> [EXERCISE DETAILS]:
Find every line with the word "React". Copy those lines.
═══ RECORDS SHOWN ═══
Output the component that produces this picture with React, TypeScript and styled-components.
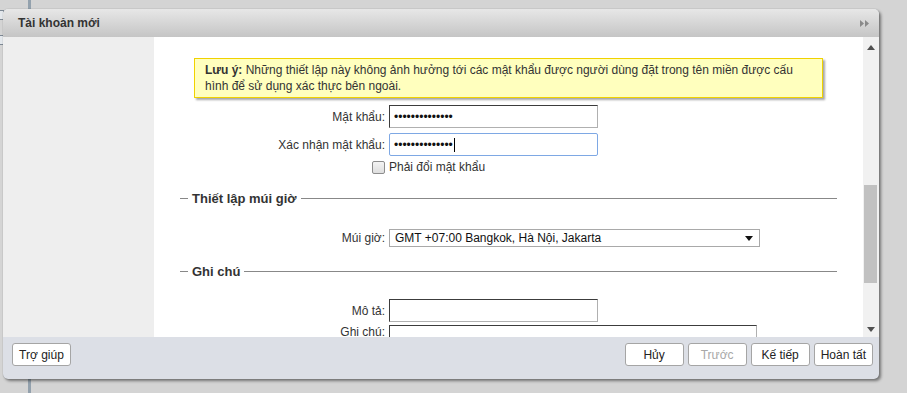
import React from "react";
import styled, { createGlobalStyle } from "styled-components";

const Global = createGlobalStyle`
  html, body { margin: 0; padding: 0; background: #d4d4d4; }
  body {
    font-family: "Liberation Sans", Arial, sans-serif;
    font-size: 12px;
    color: #333;
    width: 907px;
    height: 393px;
    overflow: hidden;
  }
  * { box-sizing: border-box; }
`;

const Page = styled.div`
  position: relative;
  width: 907px;
  height: 393px;
  overflow: hidden;
  background: #d4d4d4;
`;

const BackLine = styled.div`
  position: absolute;
  left: 28px;
  top: 0;
  bottom: 0;
  width: 3px;
  background: #93a1ad;
`;

const BackTab = styled.div<{ $top: number }>`
  position: absolute;
  left: -4px;
  top: ${(p) => p.$top}px;
  width: 8px;
  height: 10px;
  border: 1px solid #7d8894;
  background: #e4e8ec;
`;

const Dialog = styled.section`
  position: absolute;
  left: 3px;
  top: 9px;
  width: 876px;
  height: 370px;
  display: flex;
  flex-direction: column;
  border-radius: 5px;
  overflow: hidden;
  background: #dcdfe6;
  box-shadow: 2px 2px 3px rgba(0, 0, 0, 0.45), 0 0 1px rgba(0, 0, 0, 0.35);
`;

const Header = styled.header`
  height: 28px;
  flex: none;
  display: flex;
  align-items: center;
  justify-content: space-between;
  padding: 0 10px 0 15px;
  background: linear-gradient(#e7e7e7, #c5c5c5);
`;

const Title = styled.h1`
  margin: 0;
  font-size: 12px;
  font-weight: bold;
  color: #333;
`;

const Body = styled.div`
  height: 300px;
  flex: none;
  display: flex;
  background: #fff;
`;

const Sidebar = styled.aside`
  width: 151px;
  flex: none;
  background: #eeeeee;
`;

const Content = styled.div`
  flex: 1;
  overflow: hidden;
  display: flex;
  flex-direction: column;
  padding-top: 21px;
`;

const Note = styled.div`
  margin: 0 40px;
  padding: 3px 10px;
  line-height: 16px;
  background: #ffffbe;
  border: 1px solid #f0d200;
  box-shadow: 2px 2px 2px rgba(0, 0, 0, 0.35);
  color: #333;
`;

const Row = styled.div<{ $mt: number; $align?: string }>`
  display: grid;
  grid-template-columns: 231px auto;
  column-gap: 4px;
  align-items: ${(p) => p.$align || "center"};
  margin-top: ${(p) => p.$mt}px;
`;

const Label = styled.label`
  text-align: right;
  color: #333;
  white-space: nowrap;
  display: flex;
  justify-content: flex-end;
`;

const Field = styled.div<{ $focused?: boolean; $w?: number; $h?: number }>`
  width: ${(p) => p.$w || 209}px;
  height: ${(p) => p.$h || 23}px;
  padding: 0 4px;
  display: flex;
  align-items: center;
  background: #fff;
  border: 1px solid;
  border-color: ${(p) =>
    p.$focused ? "#7ea8e4" : "#3c3c3c #b0b0b0 #b0b0b0 #3c3c3c"};
  border-radius: ${(p) => (p.$focused ? "2px" : "0")};
  color: #111;
  font-size: 12px;
  letter-spacing: 0;
`;

const Caret = styled.span`
  display: inline-block;
  width: 1px;
  height: 14px;
  background: #000;
  margin-left: 1px;
`;

const Check = styled.span`
  width: 13px;
  height: 13px;
  border: 1px solid #8d8d8d;
  border-radius: 2px;
  background: linear-gradient(#f4f4f4, #dedede);
`;

const CheckText = styled.span`
  color: #333;
  line-height: 13px;
`;

const Section = styled.div<{ $mt: number }>`
  display: flex;
  align-items: center;
  margin: ${(p) => p.$mt}px 26px 0;
  height: 16px;
  gap: 4px;
`;

const Rule = styled.span<{ $grow?: boolean }>`
  height: 1px;
  background: #888;
  width: 8px;
  flex: ${(p) => (p.$grow ? "1" : "none")};
`;

const SectionTitle = styled.h2`
  margin: 0;
  font-size: 13px;
  font-weight: bold;
  color: #333;
`;

const Select = styled.div`
  width: 371px;
  height: 18px;
  border: 1px solid #a9a9a9;
  display: flex;
  align-items: center;
  justify-content: space-between;
  padding: 0 6px 0 5px;
  color: #111;
  background: #fff;
`;

const Footer = styled.footer`
  flex: 1;
  display: flex;
  justify-content: space-between;
  align-items: flex-start;
  padding: 6px 6px 0 9px;
`;

const Group = styled.div`
  display: flex;
  gap: 4px;
`;

const Button = styled.button<{ $disabled?: boolean }>`
  height: 23px;
  min-width: 59px;
  padding: 0 6px;
  border: 1px solid #a5a5a5;
  border-radius: 3px;
  background: #fff;
  font-family: "Liberation Sans", Arial, sans-serif;
  font-size: 12px;
  color: ${(p) => (p.$disabled ? "#a8a8a8" : "#222")};
`;

const Scrollbar = styled.div`
  width: 16px;
  flex: none;
  background: #f1f1f1;
  display: flex;
  flex-direction: column;
`;

const ArrowBox = styled.div<{ $h: number }>`
  height: ${(p) => p.$h}px;
  display: flex;
  align-items: center;
  justify-content: center;
`;

const Thumb = styled.div`
  margin: 128px 2px 0 1px;
  height: 98px;
  background: #c1c1c1;
`;

const Spacer = styled.div`
  flex: 1;
`;

const Tri = ({ down = false, color = "#505050" }: { down?: boolean; color?: string }) => (
  <svg width="8" height="5" viewBox="0 0 8 5">
    <path d={down ? "M0 0 H8 L4 5 Z" : "M0 5 H8 L4 0 Z"} fill={color} />
  </svg>
);

const Collapse = () => (
  <svg width="9" height="7" viewBox="0 0 9 7">
    <path d="M0 0 L4 3.5 L0 7 Z M5 0 L9 3.5 L5 7 Z" fill="#8a8a8a" />
  </svg>
);

export default function App() {
  const dots = "••••••••••••••";
  return (
    <Page>
      <Global />
      <BackLine />
      <BackTab $top={10} />
      <BackTab $top={35} />
      <Dialog>
        <Header>
          <Title>Tài khoản mới</Title>
          <Collapse />
        </Header>
        <Body>
          <Sidebar />
          <Content>
            <Note>
              <b>Lưu ý:</b> Những thiết lập này không ảnh hưởng tới các mật khẩu được người dùng đặt trong tên miền được cấu hình để sử dụng xác thực bên ngoài.
            </Note>
            <Row $mt={7}>
              <Label>Mật khẩu:</Label>
              <Field>{dots}</Field>
            </Row>
            <Row $mt={5}>
              <Label>Xác nhận mật khẩu:</Label>
              <Field $focused>
                {dots}
                <Caret />
              </Field>
            </Row>
            <Row $mt={5}>
              <Label>
                <Check />
              </Label>
              <CheckText>Phải đổi mật khẩu</CheckText>
            </Row>
            <Section $mt={17}>
              <Rule />
              <SectionTitle>Thiết lập múi giờ</SectionTitle>
              <Rule $grow />
            </Section>
            <Row $mt={23}>
              <Label>Múi giờ:</Label>
              <Select>
                <span>GMT +07:00 Bangkok, Hà Nội, Jakarta</span>
                <Tri down color="#111" />
              </Select>
            </Row>
            <Section $mt={17}>
              <Rule />
              <SectionTitle>Ghi chú</SectionTitle>
              <Rule $grow />
            </Section>
            <Row $mt={20}>
              <Label>Mô tả:</Label>
              <Field />
            </Row>
            <Row $mt={3} $align="start">
              <Label>Ghi chú:</Label>
              <Field $w={368} $h={60} />
            </Row>
          </Content>
          <Scrollbar>
            <ArrowBox $h={20}>
              <Tri />
            </ArrowBox>
            <Thumb />
            <Spacer />
            <ArrowBox $h={16}>
              <Tri down />
            </ArrowBox>
          </Scrollbar>
        </Body>
        <Footer>
          <Button>Trợ giúp</Button>
          <Group>
            <Button>Hủy</Button>
            <Button $disabled>Trước</Button>
            <Button>Kế tiếp</Button>
            <Button>Hoàn tất</Button>
          </Group>
        </Footer>
      </Dialog>
    </Page>
  );
}
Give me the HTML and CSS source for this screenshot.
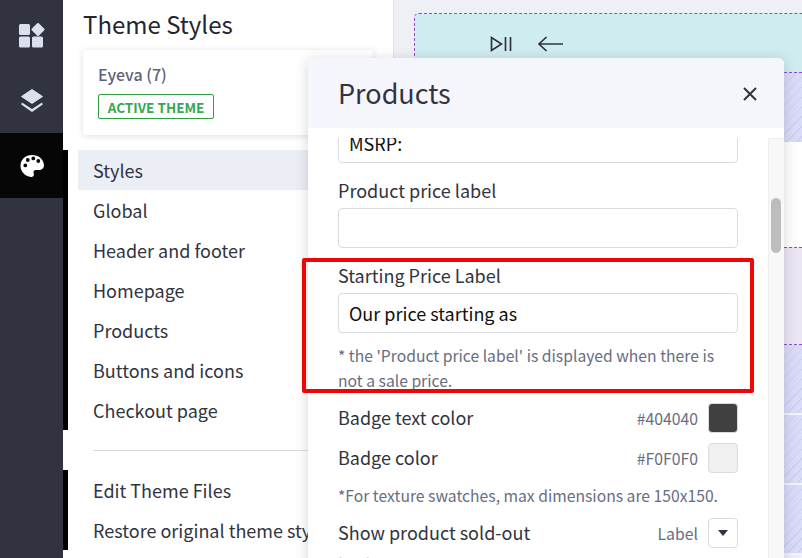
FILE: index.html
```html
<!DOCTYPE html>
<html lang="en">
<head>
<meta charset="utf-8">
<title>Theme Styles</title>
<link rel="stylesheet" href="styles.css">
</head>
<body>
<div class="app">
  <nav class="rail">
    <a class="rail-item">
      <svg width="26" height="25" viewBox="0 0 26 25"><rect x="0" y="1" width="11" height="11" rx="1.5"/><rect x="0" y="13.500" width="11" height="11" rx="1.500"/><rect x="13" y="13.500" width="11" height="11" rx="1.500"/><rect x="14" y="1.500" width="10" height="10" rx="1.500" transform="rotate(45 19 6.500)"/></svg>
    </a>
    <a class="rail-item">
      <svg width="24" height="25" viewBox="0 0 24 25"><path d="M12 1.500 22.500 8.500 12 15.500 1.500 8.500Z" stroke-linejoin="round" stroke="currentColor"/><path d="M2 14.500 12 21 22 14.500 22.800 16.500 12 24 1.200 16.500Z"/></svg>
    </a>
    <a class="rail-item rail-item-active">
      <svg width="24" height="24" viewBox="0 0 24 24"><path fill-rule="evenodd" d="M12 1C5.500 1 .5 5.600.5 11.700c0 5.800 4.500 10.700 10.400 11.200 2 .2 3-.9 3-2.300 0-.9-.4-1.500-.4-2.400 0-1.300 1-2.200 2.300-2.200h3.100c2.800 0 5.100-2 5.100-4.800C23.500 5.100 18.500 1 12 1ZM5.300 13.300a1.900 1.900 0 1 1 0-3.800 1.900 1.900 0 0 1 0 3.800Zm2.500-5.400a1.900 1.900 0 1 1 0-3.800 1.900 1.900 0 0 1 0 3.800Zm5.500-1.600a1.900 1.900 0 1 1 0-3.800 1.900 1.900 0 0 1 0 3.800Zm5 2.600a1.900 1.900 0 1 1 0-3.800 1.900 1.900 0 0 1 0 3.800Z"/></svg>
    </a>
  </nav>

  <aside class="sidebar">
    <h1 class="sidebar-title">Theme Styles</h1>
    <div class="theme-card">
      <div class="theme-name">Eyeva (7)</div>
      <span class="theme-badge">ACTIVE THEME</span>
    </div>
    <ul class="menu menu-main">
      <li class="menu-item menu-item-active">Styles</li>
      <li class="menu-item">Global</li>
      <li class="menu-item">Header and footer</li>
      <li class="menu-item">Homepage</li>
      <li class="menu-item">Products</li>
      <li class="menu-item">Buttons and icons</li>
      <li class="menu-item">Checkout page</li>
    </ul>
    <div class="menu-divider"></div>
    <ul class="menu">
      <li class="menu-item">Edit Theme Files</li>
      <li class="menu-item">Restore original theme styles</li>
    </ul>
  </aside>

  <main class="canvas">
    <div class="preview">
      <div class="preview-head">
        <svg class="preview-icons" width="74" height="20" viewBox="0 0 74 20"><path d="M1.500 3.500v13L11.500 10Z"/><path d="M15.500 3v14M20.500 3v14"/><path d="M73 10H49M56.500 3 49 10l7.500 7"/></svg>
      </div>
      <div class="hatch hatch-a"></div>
      <div class="plain"></div>
      <div class="tint"></div>
      <div class="hatch hatch-b"></div>
      <div class="hatch hatch-c"></div>
      <div class="hatch hatch-d"></div>
    </div>
  </main>
</div>

<section class="modal">
  <header class="modal-head">
    <h2 class="modal-title">Products</h2>
    <svg class="modal-close" width="16" height="16" viewBox="0 0 16 16"><path d="M2 2l12 12M14 2 2 14"/></svg>
  </header>
  <div class="modal-main">
    <div class="modal-scroll">
      <div class="modal-content">
        <div class="input input-first">MSRP:</div>
        <div class="field-label">Product price label</div>
        <div class="input"></div>
        <div class="field-label">Starting Price Label</div>
        <div class="input">Our price starting as</div>
        <p class="help help-price">* the 'Product price label' is displayed when there is not a sale price.</p>
        <div class="row">
          <span class="row-label">Badge text color</span>
          <span class="row-value">#404040</span>
          <span class="swatch swatch-dark"></span>
        </div>
        <div class="row">
          <span class="row-label">Badge color</span>
          <span class="row-value">#F0F0F0</span>
          <span class="swatch swatch-light"></span>
        </div>
        <p class="help help-texture">*For texture swatches, max dimensions are 150x150.</p>
        <div class="row row-tall">
          <span class="row-label row-label-wrap">Show product sold-out badge</span>
          <span class="row-value">Label</span>
          <span class="select"><svg width="10" height="6" viewBox="0 0 10 6"><path d="M0 0h10L5 6Z"/></svg></span>
        </div>
      </div>
    </div>
    <div class="scrollbar"><div class="scrollbar-thumb"></div></div>
  </div>
</section>

<div class="highlight"></div>
</body>
</html>
```

FILE: styles.css
```css
* { box-sizing: border-box; }
html, body { margin: 0; height: 558px; overflow: hidden; }
body {
  position: relative;
  width: 802px;
  font-family: "Noto Sans CJK SC", "Noto Sans", sans-serif;
  color: #313440;
  background: #eef0f6;
}
.app { display: flex; height: 558px; }

.rail { flex: 0 0 63px; background: #313440; padding-top: 3px; }
.rail-item { display: flex; height: 65px; align-items: center; justify-content: center; color: #dbdfee; fill: currentColor; }
.rail-item-active { background: #060607; color: #fff; }

.sidebar { flex: 0 0 331px; background: #fff; border-right: 1px solid #e1e3ec; overflow: hidden; }
.sidebar-title { margin: 0; padding: 8px 0 0 20px; height: 50px; font-size: 24px; line-height: 32px; font-weight: 400; color: #23262f; }
.theme-card {
  margin-left: 20px; width: 290px; height: 85px; padding: 13px 15px;
  border-radius: 4px; background: #fff;
  box-shadow: 0 1px 6px rgba(49,52,64,.16);
}
.theme-name { font-size: 16px; line-height: 22px; font-weight: 500; color: #5e637a; }
.theme-badge {
  display: inline-block; margin-top: 9px; height: 25px; width: 116px; text-align: center;
  border: 1px solid #2f9e44; border-radius: 2px;
  font-size: 13.500px; line-height: 24px; font-weight: 700; color: #35a852;
}
.menu { list-style: none; margin: 0; padding: 0 0 0 10px; border-left: 5px solid #000; }
.menu-main { margin-top: 15px; }
.menu-item { height: 40px; padding-left: 15px; font-size: 18px; line-height: 40px; white-space: nowrap; color: #313440; }
.menu-item-active { background: #eceef5; }
.menu-divider { height: 40px; margin: 0 0 0 30px; position: relative; }
.menu-divider::before { content: ""; display: block; height: 20px; border-bottom: 1px solid #d9dbe3; }

.canvas { flex: 1; min-width: 0; padding: 13px 0 0 20px; }
.preview { border-top: 1px dashed #8c4fc9; border-left: 1px dashed #8c4fc9; border-top-left-radius: 5px; overflow: hidden; }
.preview-head { height: 58px; background: #cfecf1; padding: 20px 0 0 75px; }
.preview-icons { display: block; fill: none; stroke: #313440; stroke-width: 1.700; }
.hatch { background: repeating-linear-gradient(135deg, #d8dcf8 0 3px, #ccd0ec 3px 4px, #d8dcf8 4px 7px); border-bottom: 2px solid #f3f4fc; }
.hatch-a { height: 70px; border: 0; border-top: 1px dashed #8c4fc9; }
.plain { height: 105px; background: #fff; }
.tint { height: 98px; background: #ebe5f4; border-top: 1px dashed #8c4fc9; border-bottom: 1px dashed #8c4fc9; }
.hatch-b { height: 70px; }
.hatch-c { height: 70px; }
.hatch-d { height: 70px; }

.modal {
  position: absolute; left: 308px; top: 58px; width: 476px; height: 520px;
  background: #fff; border-radius: 6px 6px 0 0;
  box-shadow: 0 2px 14px rgba(49,52,64,.2);
  overflow: hidden;
}
.modal-head { display: flex; align-items: center; justify-content: space-between; height: 70px; padding: 0 26px 0 30px; background: #f5f6fb; }
.modal-title { margin: 0; font-size: 27px; line-height: 40px; font-weight: 400; color: #313440; }
.modal-close { fill: none; stroke: #313440; stroke-width: 2; margin-top: 1px; }
.modal-main { display: flex; margin-top: 10px; height: 440px; }
.modal-scroll { flex: 1; min-width: 0; overflow: hidden; }
.modal-content { margin-top: -15px; padding: 0 30px; }
.scrollbar { flex: 0 0 16px; background: #f8f8f8; border: 1px solid #eeeeee; border-width: 1px 0 0 1px; padding: 59px 3px 0 2px; }
.scrollbar-thumb { height: 55px; background: #bdbdbd; border-radius: 5px; }

.input {
  height: 40px; padding: 0 10px; border: 1px solid #d9dbe3; border-radius: 4px;
  font-size: 18px; line-height: 38px; color: #111;
}
.field-label { margin-top: 15px; height: 30px; font-size: 18px; line-height: 24px; color: #313440; }
.help { margin: 0; font-size: 15.700px; line-height: 25px; color: #686d82; }
.help-price { margin-top: 10px; height: 60px; }
.help-texture { margin-top: 0; height: 35px; padding-top: 0; }
.row { display: flex; align-items: center; height: 30px; margin-bottom: 10px; }
.row-label { flex: 1; font-size: 18px; line-height: 30px; margin-top: -2px; color: #313440; }
.row-label-wrap { align-self: flex-start; flex: 0 0 210px; margin: -2px auto 0 0; line-height: 32px; }
.row-tall { height: 30px; overflow: visible; }
.row-value { margin-right: 10px; font-size: 15.800px; color: #686d82; }
.swatch { width: 30px; height: 30px; border-radius: 4px; border: 1px solid #d9dbe3; }
.swatch-dark { background: #404040; }
.swatch-light { background: #f0f0f0; }
.select { display: flex; align-items: center; justify-content: center; width: 30px; height: 30px; border: 1px solid #d9dbe3; border-radius: 4px; fill: #313440; }

.highlight { position: absolute; left: 302px; top: 258px; width: 452px; height: 135px; border: 4px solid #ee0606; border-radius: 2px; }
```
═══
> [RIGHT ANSWER]:
Output the component that produces this picture with React, TypeScript and styled-components.
import React from "react";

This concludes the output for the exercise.